Practice: A New Scale

Back in the Days of Yore (pre-lockdowns—actually, more than a decade ago, wow, what even is time) I’d periodically get four-hour coffees with a specific writer-friend who is also a musician.

 

One of the questions we’d mull over is “What is the writer equivalent of scales?” Another was its related idea, “What is a practice session for writers?”

 

Obviously, the questions don’t have a 1:1 answer. Musicians perform, and although writers can perform also, it’s rarer. Perhaps. For me, anyway. As a writer of things on paper (vs. writing works for performance), I don’t focus on a performance element of my work, though I’ve grown to enjoy the more performative opportunities for readings and conversations.

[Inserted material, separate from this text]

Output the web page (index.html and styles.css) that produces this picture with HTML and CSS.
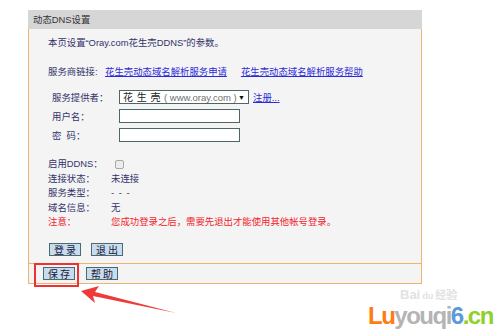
FILE: index.html
```html
<!DOCTYPE html>
<html lang="zh-CN">
<head>
<meta charset="UTF-8" />
<title>动态DNS设置</title>
<link rel="stylesheet" href="styles.css">
</head>
<body>
  <div class="panel">
    <div class="panel-head">动态DNS设置</div>
    <div class="panel-body">
      <div class="main">
        <div class="line intro">本页设置“Oray.com花生壳DDNS”的参数。</div>
        <div class="line links">
          <span class="llabel">服务商链接:</span>
          <a href="#" class="link">花生壳动态域名解析服务申请</a>
          <a href="#" class="link second">花生壳动态域名解析服务帮助</a>
        </div>

        <div class="form">
          <div class="frow">
            <span class="flabel">服务提供者：</span>
            <div class="select"><span class="cn">花 生 壳</span><span class="en">( www.oray.com )</span><span class="caret">▼</span></div>
            <a href="#" class="link reg">注册...</a>
          </div>
          <div class="frow">
            <span class="flabel">用户名：</span>
            <div class="input"></div>
          </div>
          <div class="frow">
            <span class="flabel">密&nbsp;&nbsp;码：</span>
            <div class="input"></div>
          </div>
        </div>

        <div class="status">
          <div class="srow"><span class="slabel">启用DDNS：</span><span class="check"></span></div>
          <div class="srow"><span class="slabel">连接状态：</span><span>未连接</span></div>
          <div class="srow"><span class="slabel">服务类型：</span><span class="dash">- - -</span></div>
          <div class="srow"><span class="slabel">域名信息：</span><span>无</span></div>
          <div class="srow warn"><span class="slabel">注意：</span><span>您成功登录之后，需要先退出才能使用其他帐号登录。</span></div>
        </div>

        <div class="btns">
          <button class="btn">登 录</button>
          <button class="btn">退 出</button>
        </div>
      </div>
      <div class="foot">
        <button class="btn">保 存</button>
        <button class="btn">帮 助</button>
      </div>
    </div>
  </div>

  <div class="mark"></div>
  <svg class="arrow" width="120" height="40" viewBox="70 280 120 40">
    <polygon points="81,291 99,286 95,292 176,313 93,296 95,303" fill="#f03a3a"/>
  </svg>

  <div class="watermark">
    <div class="baidu"><span>Bai</span><span class="paw">du</span><span class="jy">经验</span></div>
    <div class="site"><span class="o">Lu</span><span class="g">youqi</span><span class="b">6</span><span class="gr">.cn</span></div>
  </div>
</body>
</html>
```

FILE: styles.css
```css
* {
  box-sizing: border-box;
}
body {
  margin: 0;
  padding: 10px 0 0 28px;
  background: #fff;
  font-family: "Liberation Sans", "Noto Sans CJK SC", sans-serif;
  font-size: 9.4px;
  color: #33336a;
  width: 500px;
  height: 333px;
  overflow: hidden;
  position: relative;
}
.panel {
  width: 394px;
}
.panel-head {
  height: 19px;
  line-height: 19px;
  background: #d6d6d6;
  color: #333;
  padding-left: 5px;
}
.panel-body {
  background: #f4f4f4;
  border: 1px solid #eeb271;
  border-top: none;
}
.main {
  padding: 7px 0 7px 19px;
  border-bottom: 1px solid #eeb271;
}
.line {
  height: 14px;
  line-height: 14px;
  white-space: nowrap;
}
.links {
  margin-top: 15px;
  display: flex;
}
.llabel {
  width: 57px;
}
.link {
  color: #2a2ad8;
  text-decoration: underline;
}
.links .second {
  margin-left: 14px;
}

.form {
  margin-top: 11px;
  padding-left: 4px;
  display: flex;
  flex-direction: column;
  gap: 5px;
}
.frow {
  display: flex;
  align-items: center;
  height: 14px;
}
.flabel {
  width: 67px;
}
.select {
  width: 130px;
  height: 14px;
  border: 1.5px solid #4d6767;
  background: #fff;
  display: flex;
  align-items: center;
  padding-left: 3px;
  color: #222;
  line-height: 11px;
  font-size: 10px;
  white-space: nowrap;
}
.select span {
  flex-shrink: 0;
}
.select .cn {
  letter-spacing: 0.5px;
}
.select .en {
  color: #707070;
  margin-left: 3px;
  font-size: 9.5px;
}
.select .caret {
  margin-left: auto;
  margin-right: 3px;
  font-size: 7px;
  color: #111;
}
.reg {
  margin-left: 4px;
}
.input {
  width: 121px;
  height: 14px;
  border: 1.5px solid #4d6767;
  background: #fff;
}

.status {
  margin-top: 15px;
}
.srow {
  display: flex;
  align-items: center;
  height: 14.5px;
  line-height: 14.5px;
  white-space: nowrap;
}
.slabel {
  width: 63px;
}
.check {
  width: 9px;
  height: 9px;
  margin-left: 4px;
  border: 1px solid #a8a8a8;
  border-radius: 2px;
  background: #ececec;
}
.dash {
  letter-spacing: 1px;
}
.warn {
  color: #f2232c;
}

.btns {
  margin-top: 13px;
  padding-left: 1px;
  display: flex;
  gap: 10px;
}
.btn {
  width: 32px;
  height: 13px;
  padding: 0;
  border: 1px solid #486a70;
  background: #c8dcee;
  color: #1a1a3a;
  font-family: "Noto Sans CJK SC", sans-serif;
  font-size: 10px;
  line-height: 11px;
}
.foot {
  padding: 3px 0 3px 14px;
  display: flex;
  gap: 11px;
}

.mark {
  position: absolute;
  left: 34px;
  top: 263px;
  width: 45px;
  height: 24px;
  border: 2px solid #ee3232;
}
.arrow {
  position: absolute;
  left: 70px;
  top: 280px;
  width: 120px;
  height: 40px;
}

.watermark {
  position: absolute;
  left: 368px;
  top: 288px;
}
.baidu {
  margin-left: 32px;
  height: 13px;
  color: #e2e2e2;
  font-size: 13px;
  font-weight: bold;
  line-height: 13px;
  white-space: nowrap;
}
.baidu .paw {
  font-size: 9px;
  margin: 0 2px;
}
.baidu .jy {
  font-family: "Noto Sans CJK SC", sans-serif;
  font-size: 11px;
}
.site {
  font-weight: bold;
  font-size: 24px;
  line-height: 22px;
  letter-spacing: -1.5px;
  white-space: nowrap;
  margin-top: 4px;
}
.site .o { color: #ff7d10; }
.site .g { color: #b4b4b4; }
.site .b { color: #5b9ad8; }
.site .gr { color: #8fd02a; }
```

An accident, but I like it!


 

But! Back to a scale—a form that musicians can practice to gain muscle memory and general mastery.

 

For me, the equivalent is a daily writing practice. My practice varies, in terms of form, result, and effectiveness (and even goals, depending on life at that moment), but one thing remains: it’s a thing I do every day because if all else fails, I’ve done SOME writing that day. I’ve reminded myself of the power of self-expression, of pen on paper. I’ve shown myself that I know what’s important to me. I inhabit myself again.

 

And now I have a new practice: I’m limiting my time and effort in online spaces; specifically, social media. Speaking of performative, this isn’t that—I’m not condemning anything or judging anyone else’s time online or what they do with social media apps, their platform, their way of being public in the world. I’m not advocating for any particular philosophy. I just know that how I live in the world needs to change a bit.

 

I’ll still post here regularly. I’m not leaving social media platforms; in fact, although I tried deleting apps from my phone, I found it tough to disconnect, so I’d log in from my laptop. So I set time limits (and dropped them lately). Knowing I CAN look helps me recognize that I don’t NEED to. And the difficulty I had disconnecting kind of shocked me. So I’m happier about exercising the discipline required (a dismaying amount) to do it.

 

I need and want to spend more time with people and places in activities here—at home, in real life communities. And also, because life is like this, I live in a rural area and GREATLY value (rely on) the ability to meet others remotely, both formally and informally. That also won’t change.

 

So far, I’ve found I make more deliberate choices—I can’t influence everything, but I seek to influence where and what I can—and react less often. I’ve certainly been happier and felt more myself.

 

And because those are often some of the best results of the pen/paper element of my daily practice (see above), perhaps refocusing in this way may well be part of my writing practice. A new scale.